The same baton passed down by chemists and physicians in the 1800s to transform amyl nitrite into “poppers” was now in the hands of a medical student in Los Angeles. Clifford Hassings synthesized a sister to amyl nitrite: isobutyl nitrite. The effects were nearly indistinguishable. Only a seasoned user missed the sweet, almond aroma of amyl. The high from isobutyl is shorter and not as smooth but it packs a faster punch. More importantly, the raw ingredient butyl was used in manufacturing dyes and fuel. Isobutyl nitrite could be sold as a solvent and not a medication, therefore outside the jurisdiction of the FDA. Like the Gay bars, bathhouses and drag shows of the time, poppers could exist in a legal limbo.
And thus began a tradition of Queer people using medicine to facilitate sex and calm the anxiety from society’s neglect and oppression. Like antibiotics, HIV meds, PEP, PrEP, hormones, the monkeypox vaccine, amyl nitrite is as much a mental aid as it is a physical one.
Isobutyl moved poppers from the ampoule to the brown bottle which houses them today. Clifford first produced it for his personal use and then sold bottles to friends. They were so popular he founded the company Hollywood’s West American Industries to manufacture and sell the brown bottle as a “liquid aroma” (laughable to anyone who has ever spilled a bottle). He called it “Locker Room.” Instructions: “Remove cap and place in desired location and the aroma of a locker room will develop.”
This new rush got the attention of a man in San Francisco named Jay Freeze, who created his own copycat “Rush,” the iconic yellow and red bottle which is still the most sold and counterfeited brand. Jay Freeze founded Pacific West Distribution, PWD, still seen on bottle caps today. His deeper pockets and charisma would turn poppers from an open secret into a multi-million dollar industry in the ‘70s. If amyl nitrite had been for rockstars, hippies and Gays “in the know,” isobutyl would be for everybody. In less than a decade, Time magazine reported 5 million people regularly used poppers on the dancefloor and in the bedroom.

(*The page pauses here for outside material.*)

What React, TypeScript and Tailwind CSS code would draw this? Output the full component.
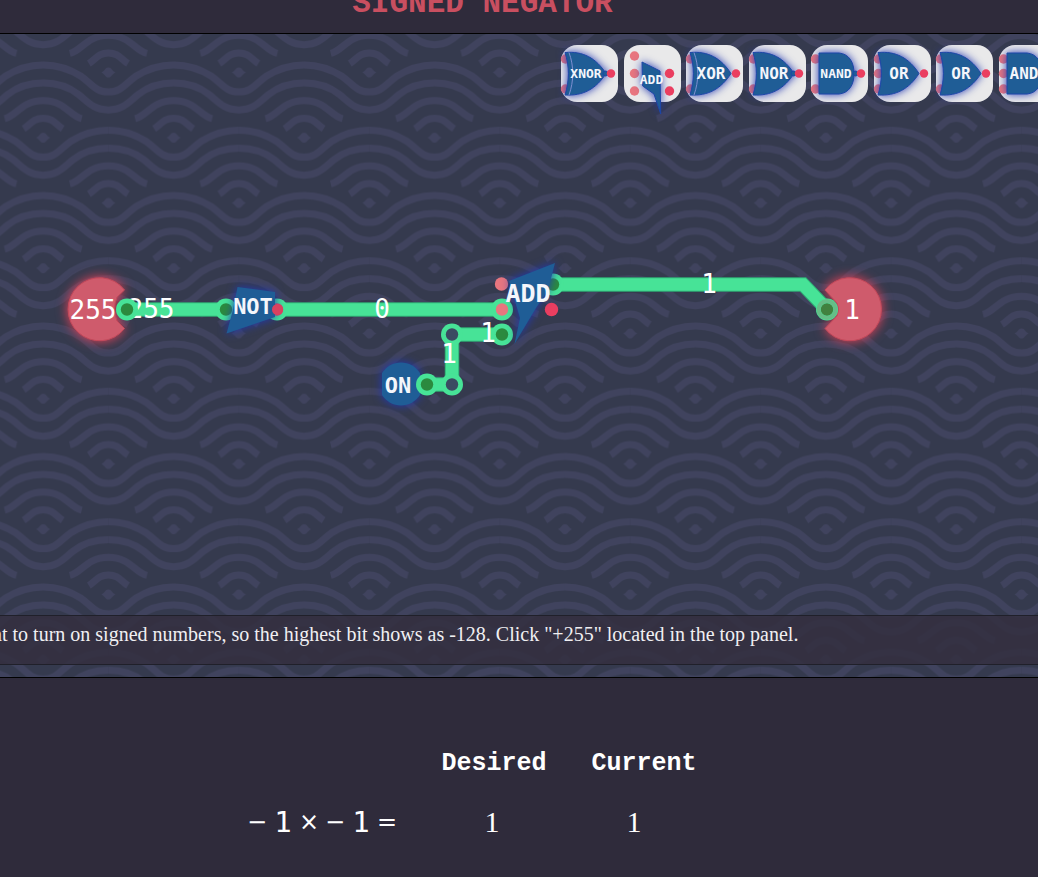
import type { ReactNode } from "react";

type Gate = {
  label: string;
  shape: "or" | "and" | "add";
  inputs: number[];
  exclusive?: boolean;
  inverted?: boolean;
};

const gates: Gate[] = [
  { label: "XNOR", shape: "or", inputs: [14, 44], exclusive: true, inverted: true },
  { label: "ADD", shape: "add", inputs: [11, 28.5, 46] },
  { label: "XOR", shape: "or", inputs: [14, 44], exclusive: true },
  { label: "NOR", shape: "or", inputs: [14, 44], inverted: true },
  { label: "NAND", shape: "and", inputs: [14, 44], inverted: true },
  { label: "OR", shape: "or", inputs: [14, 28.5, 44] },
  { label: "OR", shape: "or", inputs: [14, 44] },
  { label: "AND", shape: "and", inputs: [14, 28.5, 44] },
];

const heading = "font-['Liberation_Mono',monospace] font-bold";
const digits = "font-['DejaVu_Sans_Mono',monospace]";

function WavePattern() {
  return (
    <svg className="absolute inset-0 h-full w-full" aria-hidden="true">
      <defs>
        <pattern id="waves" width="130.45" height="130.5" x="43.2" y="103.7" patternUnits="userSpaceOnUse">
          <g fill="none" stroke="#40435e" strokeWidth="7">
            {[
              [0, 0],
              [130.45, 0],
              [65.2, 65.25],
              [-65.2, 65.25],
              [195.6, 65.25],
              [65.2, -65.25],
              [-65.2, -65.25],
              [195.6, -65.25],
              [0, 130.5],
              [130.45, 130.5],
            ].map(([x, y]) => (
              <g key={`${x},${y}`} transform={`translate(${x} ${y})`}>
                <path d="M-65.2-7.5C-50-7.5-38-3-27 4C-17 11-13 19.500 0 19.500S17 11 27 4C38-3 50-7.500 65.200-7.500" />
                <path d="M-65.2 10.500C-50 10.500-40 14-30 22C-21 29-15 37.500 0 37.500S21 29 30 22C40 14 50 10.500 65.200 10.500" />
                <path d="M-38.500-19C-26-22-22-37 0-37S26-22 38.500-19" />
                <path d="M-19.500-9C-13-13-10-19.500 0-19.500S13-13 19.500-9" />
                <path d="M-7 0C-3-2-3-5 0-5S3-2 7 0C3 2 3 5 0 5S-3 2-7 0Z" fill="#40435e" stroke="none" />
              </g>
            ))}
          </g>
        </pattern>
      </defs>
      <rect width="100%" height="100%" fill="url(#waves)" />
    </svg>
  );
}

function GateIcon({ gate }: { gate: Gate }) {
  const { label, shape, inputs, exclusive, inverted } = gate;
  const small = label.length === 4;
  const add = shape === "add";
  return (
    <svg viewBox="0 0 57 57" className="h-full w-full overflow-visible" aria-hidden="true">
      {inputs.map((y) => (
        <circle key={y} cx={add ? 10.5 : 4.5} cy={y} r="4.7" fill="#e8767f" />
      ))}
      <g className="drop-shadow-[0_0_4px_#2438b0]" fill="#1f5d96" stroke="#1d46a8" strokeWidth="1">
        {shape === "or" && <path d="M4 7.5C22 6 35 13 45 28.5C35 44 22 51 4 50C8.500 36 8.500 21 4 7.500Z" />}
        {shape === "and" && <path d="M8 8H28C38 9 43 17 43 28.500S38 48 28 49H8Z" />}
        {add && <path d="M18 17L36 26L36.700 69L30 49L18.700 41Z" />}
        {inverted && <circle cx="44.500" cy="28.500" r="2.500" />}
      </g>
      {exclusive && <path d="M8 7.500C13 21 13 36 8 50" fill="none" stroke="#7f8fd2" strokeWidth="1" />}
      <circle cx={add ? 45.5 : 50} cy="28.5" r={add ? 4.7 : 4.2} fill="#ea3e60" />
      {add && <circle cx="45.500" cy="46" r="4.700" fill="#ea3e60" />}
      <text
        x={add ? 27.5 : 25}
        y={add ? 39 : small ? 33 : 34}
        textAnchor="middle"
        fill="#f4f6fb"
        className={`${digits} font-bold ${small || add ? "text-[13px]" : "text-[16px]"}`}
      >
        {label}
      </text>
    </svg>
  );
}

function Port({ x, y, fill }: { x: number; y: number; fill: string }) {
  return (
    <g>
      <circle cx={x} cy={y} r="11" fill="#47e397" />
      <circle cx={x} cy={y} r="6.2" fill={fill} />
    </g>
  );
}

function Label({ x, y, children }: { x: number; y: number; children: ReactNode }) {
  return (
    <text x={x} y={y} textAnchor="middle" fill="#ffffff" className={`${digits} text-[26px]`}>
      {children}
    </text>
  );
}

function Circuit() {
  const green = "#2b8a3e";
  const pink = "#e8767f";
  return (
    <svg
      className="relative block h-[513px] w-full overflow-visible"
      role="img"
      aria-label="Signed negator circuit"
    >
      <g transform="translate(0 -102)">
        <g className="drop-shadow-[0_0_6px_#ef4258]" fill="#cf5b6c" stroke="#c44a5b" strokeWidth="1">
          <path d="M124.500 290A31.500 31.500 0 1 0 124.500 328.500L117 321Q112 309 117 297Z" />
          <path d="M825 290A31.500 31.500 0 1 1 825 328.500L837 316Q840 309 837 303Z" />
        </g>
        <g className="drop-shadow-[0_0_5px_#2038b8]" fill="#1f5d96">
          <path d="M382 373A22.500 22.500 0 0 1 420 373V395A22.500 22.500 0 0 1 382 395Z" />
        </g>
        {["M127 309.5H226", "M277 309.5H502", "M553 284.5H803L827 309.5", "M427 384.5H452V334.5H502"].map((d) => (
          <g key={d} fill="none">
            <path d={d} stroke="#2fae75" strokeWidth="14.500" />
            <path d={d} stroke="#47e397" strokeWidth="12.500" />
          </g>
        ))}
        <Port x={226} y={309.5} fill={green} />
        <Port x={277} y={309.5} fill="#ea3e60" />
        <Port x={553} y={284.5} fill={green} />
        <Port x={427} y={384.5} fill={green} />
        <Port x={452} y={334.5} fill="#3b4a62" />
        <Port x={452} y={384.5} fill="#3b4a62" />
        <circle cx="501.500" cy="284" r="6.700" fill={pink} />
        <Port x={502} y={309.5} fill={pink} />
        <Port x={502} y={334.5} fill={green} />
        <circle cx="551.500" cy="309.500" r="6.700" fill="#ea3e60" />
        <g className="drop-shadow-[0_0_5px_#2038b8]" fill="#1f5d96">
          <path d="M237.500 287L275 292L275 317L226.500 333.500L233 310Z" />
          <path d="M555 263L548 290L536 308L514.500 344L520 318L509 281Z" />
        </g>
        <circle cx="277.500" cy="309.500" r="5.500" fill="#d9415f" />
        <Label x={151} y={318}>255</Label>
        <Port x={127} y={309.5} fill={green} />
        <Port x={827} y={309.5} fill="#41813f" />
        <circle cx="827" cy="309.500" r="8.500" fill="none" stroke="#66bd87" strokeWidth="4" />
        <Label x={93} y={319}>255</Label>
        <Label x={382} y={318}>0</Label>
        <Label x={488} y={342}>1</Label>
        <Label x={449} y={363}>1</Label>
        <Label x={709} y={293}>1</Label>
        <Label x={852} y={319}>1</Label>
        <g fill="#f4f6fb" textAnchor="middle" className={`${digits} font-bold`}>
          <text x="253" y="314" className="text-[22px]">NOT</text>
          <text x="528" y="302" className="text-[25px]">ADD</text>
          <text x="398" y="393" className="text-[22px]">ON</text>
        </g>
      </g>
    </svg>
  );
}

const equation = [
  { symbol: "−", digit: false },
  { symbol: "1", digit: true },
  { symbol: "×", digit: false },
  { symbol: "−", digit: false },
  { symbol: "1", digit: true },
  { symbol: "=", digit: false },
];

export default function App() {
  return (
    <div className="min-h-screen overflow-hidden bg-[#2f2b3b] text-white">
      <header className="flex h-[34px] justify-center overflow-hidden border-b border-black pr-[73px]">
        <h1 className={`${heading} -mt-3 text-[31px] leading-8 text-[#c94f60]`}>SIGNED NEGATOR</h1>
      </header>

      <main className="relative overflow-hidden border-b border-black bg-[#353a4e] pt-[11px] pb-3">
        <WavePattern />
        <div className="relative z-10 -mr-[18px] ml-auto flex w-[495px] justify-between" role="toolbar" aria-label="Components">
          {gates.map((gate, i) => (
            <button
              key={i}
              type="button"
              aria-label={gate.label}
              className="h-[57px] w-[57px] shrink-0 rounded-2xl bg-[#e9e9ea]"
            >
              <GateIcon gate={gate} />
            </button>
          ))}
        </div>
        <Circuit />
        <p className="relative -ml-2 h-[50px] border-y border-[#20202a] bg-[#342f40]/85 pt-[6px] font-['Liberation_Serif',serif] text-[20px] leading-6 whitespace-nowrap text-[#f0eff2]">
          nt to turn on signed numbers, so the highest bit shows as -128. Click "+255" located in the top panel.
        </p>
      </main>

      <section className="pt-[70px] pl-[244px]">
        <table className="table-fixed border-collapse">
          <colgroup>
            <col className="w-[175px]" />
            <col className="w-[150px]" />
            <col className="w-[150px]" />
          </colgroup>
          <thead>
            <tr className={`${heading} text-[25px] leading-8`}>
              <td />
              <th scope="col">Desired</th>
              <th scope="col">Current</th>
            </tr>
          </thead>
          <tbody>
            <tr className="align-top">
              <th scope="row" className="pt-6 font-normal">
                <span className="flex items-center leading-9">
                  {equation.map(({ symbol, digit }, i) => (
                    <span
                      key={i}
                      className={`w-[26px] text-center ${digit ? "font-['DejaVu_Sans_Mono',monospace] text-[29px]" : "font-['DejaVu_Sans',sans-serif] text-[24px]"}`}
                    >
                      {symbol}
                    </span>
                  ))}
                </span>
              </th>
              <td className="pt-6 pr-1 text-center font-['Liberation_Serif',serif] text-[30px] leading-9">1</td>
              <td className="pt-6 pr-5 text-center font-['Liberation_Serif',serif] text-[30px] leading-9">1</td>
            </tr>
          </tbody>
        </table>
      </section>
    </div>
  );
}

For Queers, “Free Love” didn’t mean the soft-focus white hippie with flowers in her hair or drug-fueled promiscuity and polyamory to be abandoned in the ‘80s, when baby boomers “settled down.” Queers were in a long game, hundreds of years in the making. The hardcore, messy exploration of our body’s limits, sex which had not only been taboo, but illegal: Anal sex, fisting and S&M, leather bars, porn, circuit parties. For Queers, pleasure, not just as a sport, but as an industry, began as the 60s ended. Not so much a moral awakening but a legal shift, with the repeal of obscenity and sodomy laws and the removal of homosexuality from the American Psychiatric Association’s list of mental illnesses. Poppers became an icon older than Stonewall and as recognizable as the rainbow flag. They’ll shine their brightest in the disco balls of the ‘70s and be blamed for a mysterious cancer in the 80s. Poppers always follow the views and legality of Queer sex, and posses an almost mystical ability to reflect their eras.